3

The Signal app offers to seal the sender. The whole process can be summarized in the following steps:

  1. The app encrypts the message using Signal Protocol, as usual.
  2. Include the sender certificate and encrypted message in an envelope.
  3. Encrypt the envelope using the sender and recipient identity keys.
  4. Without authenticating, send the encrypted envelope to the Signal server along with the recipient's delivery token.
  5. The message recipient can then decrypt the envelope by validating the identity key to know the sender of the message.

Is Signal able to give out the sender to a data requester, for example the FBI, with the mentioned process of sealing the sender?

5
+50

In the blog post about the new feature, Signal says:

Message contents are end-to-end encrypted with the Signal Protocol as normal, but the “envelope” containing the sender certificate as well as the message ciphertext is then also encrypted using the sender and recipient identity keys:

The feature is designed to hide the sender of the message from plain view, and leaves this inside the encrypted envelope, so only the recipient and sender can know who actually sent the message.

So yes, it disallows Signal from knowing the sender of the message, yet allowing the recipient to know.

4

Hiding who is sending the message is indeed the intent of the feature.
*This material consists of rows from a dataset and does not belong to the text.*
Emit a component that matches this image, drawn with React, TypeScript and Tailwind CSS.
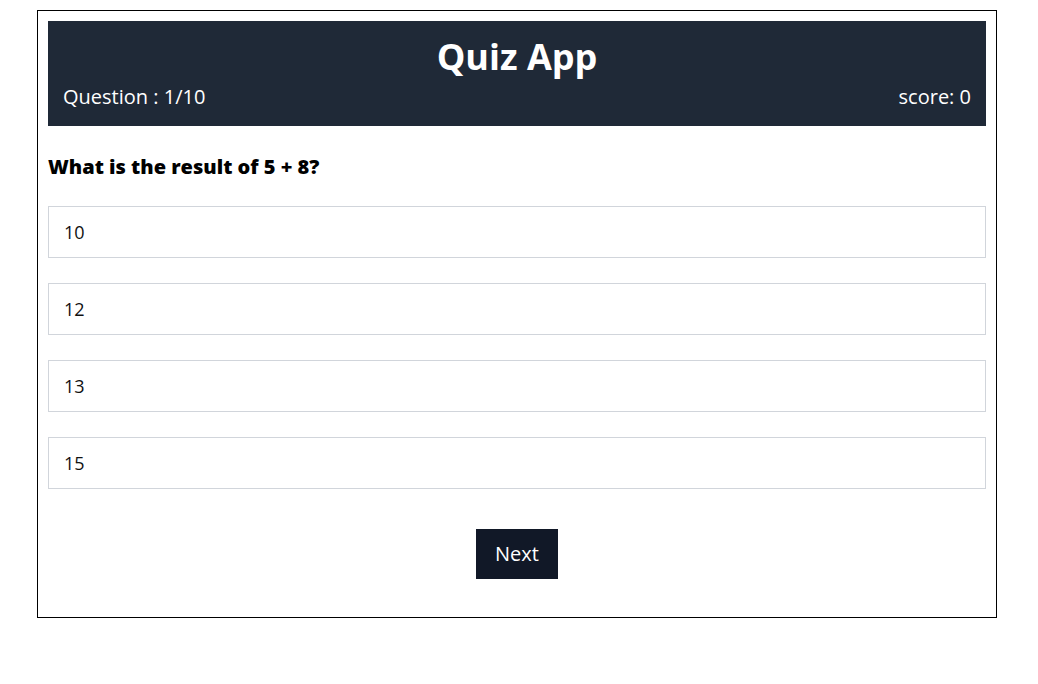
import React, { useState } from 'react';

const options = ['10', '12', '13', '15'];

export default function App() {
  const [selected, setSelected] = useState<number | null>(null);

  return (
    <div className="min-h-screen bg-white pt-[10px] font-['Open_Sans','Noto_Sans',sans-serif]">
      <div className="ml-[37px] w-[960px] border border-black p-[10px]">
        <header className="bg-[#1f2937] text-white pt-[16px] pb-[15px] px-[15px]">
          <h1 className="text-center text-4xl font-bold leading-[40px] mb-[6px]">Quiz App</h1>
          <div className="flex justify-between text-xl leading-7">
            <span>Question : 1/10</span>
            <span>score: 0</span>
          </div>
        </header>

        <h2 className="mt-[27px] text-xl font-extrabold leading-7 text-black">What is the result of 5 + 8?</h2>

        <div className="mt-[25px] flex flex-col gap-[25px]">
          {options.map((opt, i) => (
            <button
              key={opt}
              onClick={() => setSelected(i)}
              className={`text-left border border-[#d1d5db] px-[15px] py-[11px] text-lg leading-7 text-[#111] ${
                selected === i ? 'bg-gray-100' : 'bg-white'
              }`}
            >
              {opt}
            </button>
          ))}
        </div>

        <div className="mt-[40px] mb-[28px] flex justify-center">
          <button className="bg-[#111827] text-white text-xl leading-7 px-[19px] py-[11px]">Next</button>
        </div>
      </div>
    </div>
  );
}
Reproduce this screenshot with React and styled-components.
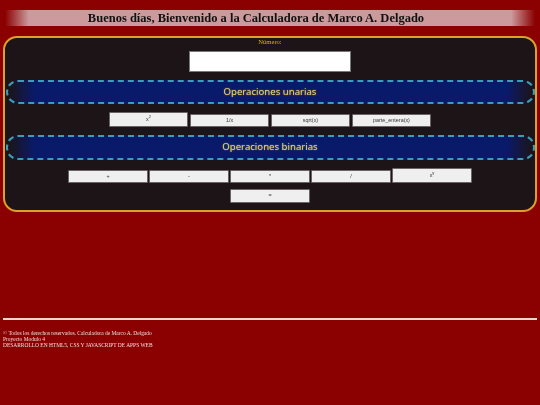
import React from "react";
import styled, { createGlobalStyle } from "styled-components";

const Global = createGlobalStyle`
  html, body { margin: 0; padding: 0; background: #8b0000; }
  body { width: 540px; height: 405px; overflow: hidden; font-family: "Liberation Serif", serif; }
`;
const Page = styled.div`
  padding: 10px 3px 0;
  display: flex;
  flex-direction: column;
  filter: blur(0.3px);
`;
const Title = styled.h1`
  margin: 0 2px;
  padding-right: 28px;
  height: 16px;
  line-height: 16px;
  font-size: 12.5px;
  font-weight: 700;
  text-align: center;
  color: #111;
  background: linear-gradient(to right, #8b0000 0%, #cc9a9d 4.5%, #cc9a9d 95.5%, #8b0000 100%);
`;
const Panel = styled.main`
  margin-top: 10px;
  height: 176px;
  box-sizing: border-box;
  border: 2px solid #dca02c;
  border-radius: 14px;
  background: #1c1416;
  padding: 0 0.5px;
  display: flex;
  flex-direction: column;
  align-items: center;
`;
const Label = styled.label`
  height: 13px;
  line-height: 7px;
  font-size: 6.6px;
  color: #d8b020;
`;
const Field = styled.input`
  display: block;
  box-sizing: border-box;
  width: 162px;
  height: 21px;
  border: 1px solid #777;
  background: #fff;
  padding: 0;
`;
const Banner = styled.h2`
  box-sizing: border-box;
  align-self: stretch;
  margin: ${p => p.$top}px 0 0;
  height: ${p => p.$h}px;
  line-height: 20px;
  border: 2px dashed #3a9dbb;
  border-radius: 12px;
  background: linear-gradient(to right, #1c1416 0%, #0a1a6a 5%, #0a1a6a 95%, #1c1416 100%);
  color: #e6d070;
  font-family: "Noto Sans", sans-serif;
  font-size: 9.6px;
  font-weight: 400;
  text-align: center;
  text-shadow: 0 0 1.5px #a89040;
`;
const Row = styled.div`
  display: flex;
  justify-content: center;
  align-items: flex-end;
  gap: 1.5px;
  margin-top: ${p => p.$top}px;
`;
const Key = styled.button`
  box-sizing: border-box;
  width: 79.5px;
  height: ${p => (p.$tall ? 15 : 13.5)}px;
  padding: 0;
  border: 1px solid #6a6468;
  border-radius: 1px;
  background: #efefef;
  color: #333;
  font-family: "Liberation Sans", sans-serif;
  font-size: 5.4px;
  line-height: 1;
  sup { font-size: 4px; line-height: 0; }
`;
const Rule = styled.hr`
  margin: 106px 0 0;
  height: 2px;
  border: 0;
  background: #e8d5d5;
`;
const Footer = styled.footer`
  margin-top: 10px;
  font-size: 5.44px;
  line-height: 6px;
  color: #f0dcdc;
`;

export default function App() {
  return (
    <Page>
      <Global />
      <Title>Buenos días, Bienvenido a la Calculadora de Marco A. Delgado</Title>
      <Panel>
        <Label htmlFor="n">Número:</Label>
        <Field id="n" />
        <Banner $top={8} $h={24}>Operaciones unarias</Banner>
        <Row $top={8}>
          <Key $tall>x<sup>2</sup></Key>
          <Key>1/x</Key>
          <Key>sqrt(x)</Key>
          <Key>parte_entera(x)</Key>
        </Row>
        <Banner $top={8} $h={25}>Operaciones binarias</Banner>
        <Row $top={8}>
          <Key>+</Key>
          <Key>-</Key>
          <Key>*</Key>
          <Key>/</Key>
          <Key $tall>x<sup>y</sup></Key>
        </Row>
        <Row $top={6}>
          <Key>=</Key>
        </Row>
      </Panel>
      <Rule />
      <Footer>
        © Todos los derechos reservados. Calculadora de Marco A. Delgado<br />
        Proyecto Modulo 4<br />
        DESARROLLO EN HTML5, CSS Y JAVASCRIPT DE APPS WEB
      </Footer>
    </Page>
  );
}
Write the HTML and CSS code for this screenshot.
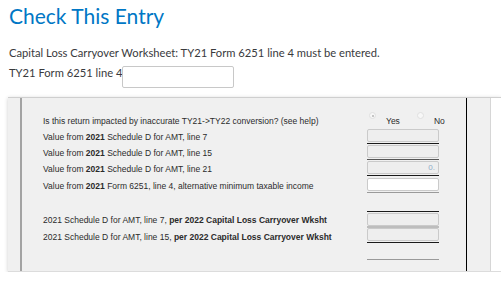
FILE: index.html
```html
<!DOCTYPE html>
<html lang="en">
<head>
    <meta charset="UTF-8">
    <meta name="viewport" content="width=device-width, initial-scale=1.0">
    <title>Check This Entry</title>
    <link rel="stylesheet" href="styles.css">
</head>
<body>
    <h1 class="title">Check This Entry</h1>
    <p class="message">Capital Loss Carryover Worksheet: TY21 Form 6251 line 4 must be entered.</p>

    <div class="entry">
        <label for="line4">TY21 Form 6251 line 4</label>
        <input type="text" id="line4" name="line4">
    </div>

    <div class="panel">
        <div class="gutter"></div>
        <div class="form">
            <div class="row row-radio">
                <div class="label">Is this return impacted by inaccurate TY21-&gt;TY22 conversion? (see help)</div>
                <div class="radios">
                    <span class="radio checked"></span>
                    <span class="radio-text">Yes</span>
                    <span class="radio radio-no"></span>
                    <span class="radio-text">No</span>
                </div>
            </div>

            <div class="row">
                <div class="label">Value from <b>2021</b> Schedule D for AMT, line 7</div>
                <div class="field">
                    <div class="box"></div>
                    <div class="rule"></div>
                </div>
            </div>

            <div class="row">
                <div class="label">Value from <b>2021</b> Schedule D for AMT, line 15</div>
                <div class="field">
                    <div class="box"></div>
                    <div class="rule mid"></div>
                </div>
            </div>

            <div class="row">
                <div class="label">Value from <b>2021</b> Schedule D for AMT, line 21</div>
                <div class="field">
                    <div class="box"><span class="value">0.</span></div>
                    <div class="rule"></div>
                </div>
            </div>

            <div class="row row-shift">
                <div class="label">Value from <b>2021</b> Form 6251, line 4, alternative minimum taxable income</div>
                <div class="field">
                    <div class="box active"></div>
                    <div class="rule gray"></div>
                </div>
            </div>

            <div class="row row-wksht row-gap">
                <div class="label">2021 Schedule D for AMT, line 7, <b>per 2022 Capital Loss Carryover Wksht</b></div>
                <div class="field">
                    <div class="rule top"></div>
                    <div class="box"></div>
                </div>
            </div>

            <div class="row row-wksht row-last">
                <div class="label">2021 Schedule D for AMT, line 15, <b>per 2022 Capital Loss Carryover Wksht</b></div>
                <div class="field">
                    <div class="rule thick"></div>
                    <div class="box"></div>
                    <div class="rule"></div>
                </div>
            </div>

            <div class="total">
                <div class="rule gray"></div>
            </div>
        </div>
        <div class="side"></div>
        <div class="rest"></div>
    </div>
</body>
</html>
```

FILE: styles.css
```css
body {
    margin: 0;
    padding: 0 8px;
    overflow: hidden;
    background-color: #fff;
    font-family: Lato, "Open Sans", sans-serif;
    color: #393a3d;
}
.title {
    margin: 3px 0 0 1px;
    font-size: 21px;
    line-height: 26px;
    font-weight: 400;
    color: #0077c5;
}
.message {
    margin: 17px 0 0 1px;
    font-size: 11.2px;
    line-height: 14px;
}
.entry {
    display: flex;
    align-items: flex-start;
    margin-top: 6px;
    padding-left: 1px;
    font-size: 11.2px;
    line-height: 14px;
}
.entry input {
    width: 112px;
    height: 22px;
    margin: 0;
    padding: 0 4px;
    border: 1px solid #c8c8c8;
    border-radius: 2px;
    box-sizing: border-box;
}

/* worksheet panel */
.panel {
    display: flex;
    margin: 9px -8px 0 0;
    border-top: 1px solid #cfcfcf;
    border-bottom: 1px solid #dcdcdc;
    background-color: #f0f0f0;
    box-shadow: 0 1px 4px rgba(0,0,0,0.2);
    font-family: "Liberation Sans", Arial, sans-serif;
    font-size: 8.5px;
    color: #2b2b2b;
}
.gutter {
    width: 12px;
}
.form {
    width: 447px;
    box-sizing: border-box;
    padding: 15px 0 10px 21px;
    border-left: 2px solid #a3a3a3;
    border-right: 1px solid #000;
}
.side {
    width: 24px;
    box-sizing: border-box;
    border-right: 1px solid #d6d6d6;
}
.rest {
    flex: 1;
    background-color: #fff;
}
.row {
    display: flex;
    align-items: center;
    height: 16px;
}
.label {
    width: 324px;
    line-height: 10px;
    white-space: nowrap;
}
.row-shift {
    margin-top: 1px;
}
.row-gap {
    margin-top: 16px;
}
.row-wksht .label {
    padding-top: 4px;
}
.row-last {
    height: 17px;
}
.field {
    width: 72px;
}
.box {
    height: 13px;
    box-sizing: border-box;
    border: 1px solid #cacaca;
    border-radius: 2px;
    background-color: #eeeeee;
    text-align: right;
}
.box.active {
    background-color: #fff;
}
.value {
    display: block;
    padding-right: 3px;
    font-size: 8px;
    line-height: 11px;
    color: #8eacc8;
}
.rule {
    height: 1px;
    margin: 1px 0;
    background-color: #1a1a1a;
}
.rule.mid {
    background-color: #555;
}
.rule.gray {
    background-color: #9a9a9a;
}
.rule.top {
    margin-top: 0;
}
.rule.thick {
    height: 2px;
    margin: 0;
    background-color: #bdbdbd;
}
.total {
    width: 72px;
    margin: 16px 0 0 324px;
}

/* yes / no */
.radios {
    display: flex;
    align-items: flex-start;
    height: 16px;
    margin-left: 2px;
}
.radio {
    width: 7px;
    height: 7px;
    margin-top: -1px;
    box-sizing: border-box;
    border: 1px solid #e0e0e0;
    border-radius: 50%;
    background-color: #f7f7f7;
    position: relative;
}
.radio.checked::after {
    content: "";
    position: absolute;
    left: 1.5px;
    top: 1.5px;
    width: 2px;
    height: 2px;
    border-radius: 50%;
    background-color: #b5b5b5;
}
.radio-text {
    margin-left: 10px;
    line-height: 16px;
}
.radio-no {
    margin-left: 17px;
}
```
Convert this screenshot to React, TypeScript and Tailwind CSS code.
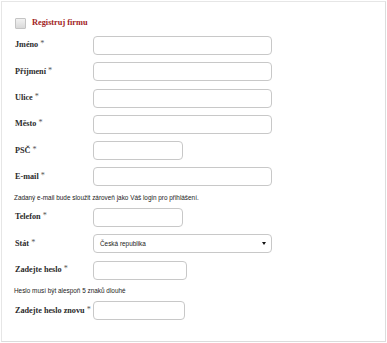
import React from 'react';

const labelFont = { fontFamily: '"Liberation Serif", "Times New Roman", serif' };
const smallFont = { fontFamily: '"Liberation Sans", Arial, sans-serif' };

interface FieldProps {
  label: string;
  width: string;
}

function Label({ text }: { text: string }) {
  return (
    <label className="w-[78px] shrink-0 text-[8.2px] font-bold text-[#2b2b2b] whitespace-nowrap leading-none" style={labelFont}>
      {text} <span className="font-normal text-[#555] relative -top-[1px]">*</span>
    </label>
  );
}

function Field({ label, width }: FieldProps) {
  return (
    <div className="flex items-center h-[19px]">
      <Label text={label} />
      <input
        type="text"
        className={`${width} h-[19px] border border-[#c8c8c8] rounded-[4px] bg-white focus:outline-none`}
      />
    </div>
  );
}

function Note({ text }: { text: string }) {
  return (
    <p className="h-[7px] text-[6.4px] leading-[7px] text-[#222] -ml-px whitespace-nowrap" style={smallFont}>
      {text}
    </p>
  );
}

export default function App() {
  return (
    <div className="w-[387px] h-[343px] bg-white pt-px pl-px">
      <div className="w-[385px] h-[341px] border border-[#e6e6e6] border-r-[#dcdcdc] border-b-[#dcdcdc] pl-[13px] pt-[16px]">
        {/* firma */}
        <div className="flex items-center gap-[6px] h-[11px] mb-[7px]">
          <span className="w-[11px] h-[11px] border border-[#c4c4c4] rounded-[1px] bg-gradient-to-b from-[#f2f2f2] to-[#d9d9d9]" />
          <span className="text-[8.3px] font-bold text-[#a11d1d] leading-none" style={labelFont}>
            Registruj firmu
          </span>
        </div>

        <div className="flex flex-col gap-[7.3px]">
          <Field label="Jméno" width="w-[179px]" />
          <Field label="Příjmení" width="w-[179px]" />
          <Field label="Ulice" width="w-[179px]" />
          <Field label="Město" width="w-[179px]" />
          <Field label="PSČ" width="w-[90px]" />
          <Field label="E-mail" width="w-[179px]" />
          <Note text="Zadaný e-mail bude sloužit zároveň jako Váš login pro přihlášení." />
          <Field label="Telefon" width="w-[90px]" />

          <div className="flex items-center h-[19px]">
            <Label text="Stát" />
            <div className="w-[179px] h-[19px] border border-[#c8c8c8] rounded-[4px] bg-white flex items-center justify-between pl-[6px] pr-[5px]">
              <span className="text-[6.4px] text-[#222] leading-none" style={smallFont}>Česká republika</span>
              <svg width="4" height="3" viewBox="0 0 4 3">
                <path d="M0 0h4L2 3z" fill="#111" />
              </svg>
            </div>
          </div>

          <Field label="Zadejte heslo" width="w-[94px]" />
          <Note text="Heslo musí být alespoň 5 znaků dlouhé" />
          <Field label="Zadejte heslo znovu" width="w-[92px]" />
        </div>
      </div>
    </div>
  );
}
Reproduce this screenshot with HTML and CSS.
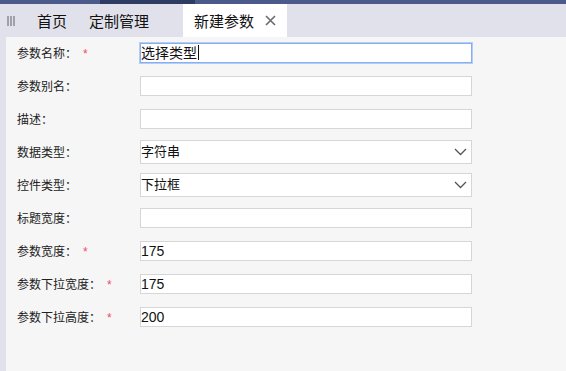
FILE: index.html
```html
<!DOCTYPE html>
<html lang="zh-CN">
<head>
    <meta charset="UTF-8">
    <meta name="viewport" content="width=device-width, initial-scale=1.0">
    <title>新建参数</title>
    <link rel="stylesheet" href="styles.css">
</head>
<body>

<div class="topbar">
    <div class="seg"></div>
    <div class="seg dark"></div>
    <div class="seg grow"></div>
</div>

<div class="tabs">
    <div class="menu-icon"><span></span><span></span><span></span></div>
    <div class="tab">首页</div>
    <div class="tab">定制管理</div>
    <div class="tab active">新建参数 <span class="close">
        <svg width="11" height="11" viewBox="0 0 11 11"><path d="M1 1L10 10M10 1L1 10" stroke="#6b6b6b" stroke-width="1.6" fill="none"/></svg>
    </span></div>
</div>

<div class="page">
    <div class="strip"></div>
    <div class="main">
        <div class="form">
            <label>参数名称：<i>*</i></label>
            <div class="field focus">选择类型<span class="caret"></span></div>

            <label>参数别名：</label>
            <div class="field"></div>

            <label>描述：</label>
            <div class="field"></div>

            <label>数据类型：</label>
            <div class="field select">字符串
                <svg width="13" height="8" viewBox="0 0 13 8"><path d="M1 1L6.5 6.5L12 1" stroke="#555" stroke-width="1.3" fill="none"/></svg>
            </div>

            <label>控件类型：</label>
            <div class="field select">下拉框
                <svg width="13" height="8" viewBox="0 0 13 8"><path d="M1 1L6.5 6.5L12 1" stroke="#555" stroke-width="1.3" fill="none"/></svg>
            </div>

            <label>标题宽度：</label>
            <div class="field"></div>

            <label>参数宽度：<i>*</i></label>
            <div class="field num">175</div>

            <label>参数下拉宽度：<i>*</i></label>
            <div class="field num">175</div>

            <label>参数下拉高度：<i>*</i></label>
            <div class="field num">200</div>
        </div>
    </div>
</div>

</body>
</html>
```

FILE: styles.css
```css
body {
    margin: 0;
    font-family: "Liberation Sans", "Noto Sans CJK SC", sans-serif;
    color: #222;
    height: 371px;
    display: flex;
    flex-direction: column;
    overflow: hidden;
}
.topbar {
    display: flex;
    height: 4px;
}
.seg {
    width: 100px;
    background: #4b5a8a;
}
.seg.dark {
    width: 95px;
    background: #2e3b62;
}
.seg.grow {
    flex: 1;
}
.tabs {
    display: flex;
    align-items: stretch;
    height: 33px;
    background: #e1e1eb;
    font-size: 15px;
}
.menu-icon {
    width: 26px;
    display: flex;
    align-items: center;
    padding-left: 7px;
    box-sizing: border-box;
    gap: 1px;
}
.menu-icon span {
    width: 2px;
    height: 10px;
    background: #a0a0a8;
}
.tab {
    display: flex;
    align-items: center;
    padding: 0 11px;
    color: #111;
}
.tab.active {
    margin-left: 23px;
    background: #fff;
}
.close {
    display: flex;
    margin-left: 11px;
}
.page {
    flex: 1;
    display: flex;
}
.strip {
    width: 6px;
    background: #e1e1eb;
}
.main {
    flex: 1;
    background: #f6f6f6;
    padding-left: 11px;
}
.form {
    display: grid;
    grid-template-columns: 123px 332px;
    grid-auto-rows: 33px;
    align-items: center;
    margin-top: -1px;
}
label {
    font-size: 12px;
    color: #222;
}
label i {
    font-style: normal;
    color: #f04a6a;
    margin-left: 6px;
}
.field {
    height: 20px;
    box-sizing: border-box;
    border: 1px solid #d6d6d6;
    background: #fff;
    font-size: 14px;
    line-height: 18px;
    display: flex;
    align-items: center;
    color: #111;
}
.field.focus {
    border-color: #86aef0;
    box-shadow: 0 0 0 1px #b4cdf6;
}
.caret {
    width: 1px;
    height: 15px;
    background: #111;
    margin-left: 1px;
}
.field.select {
    height: 24px;
    font-size: 13px;
    justify-content: space-between;
    padding-right: 4px;
}
.field.num {
    font-size: 14px;
}
```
In many cases it should be effective, but as they note in their blog post, there are still improvements to be done:

These protocol changes are an incremental step, and we are continuing to work on improvements to Signal’s metadata resistance. In particular, additional resistance to traffic correlation via timing attacks and IP addresses are areas of ongoing development.

Take IP addresses for example. Suppose Alice often retrieves messages from a certain IP, and no other user has ever used that IP. It seems probable that a message sent from that IP to be delivered to Bob would be from Alice.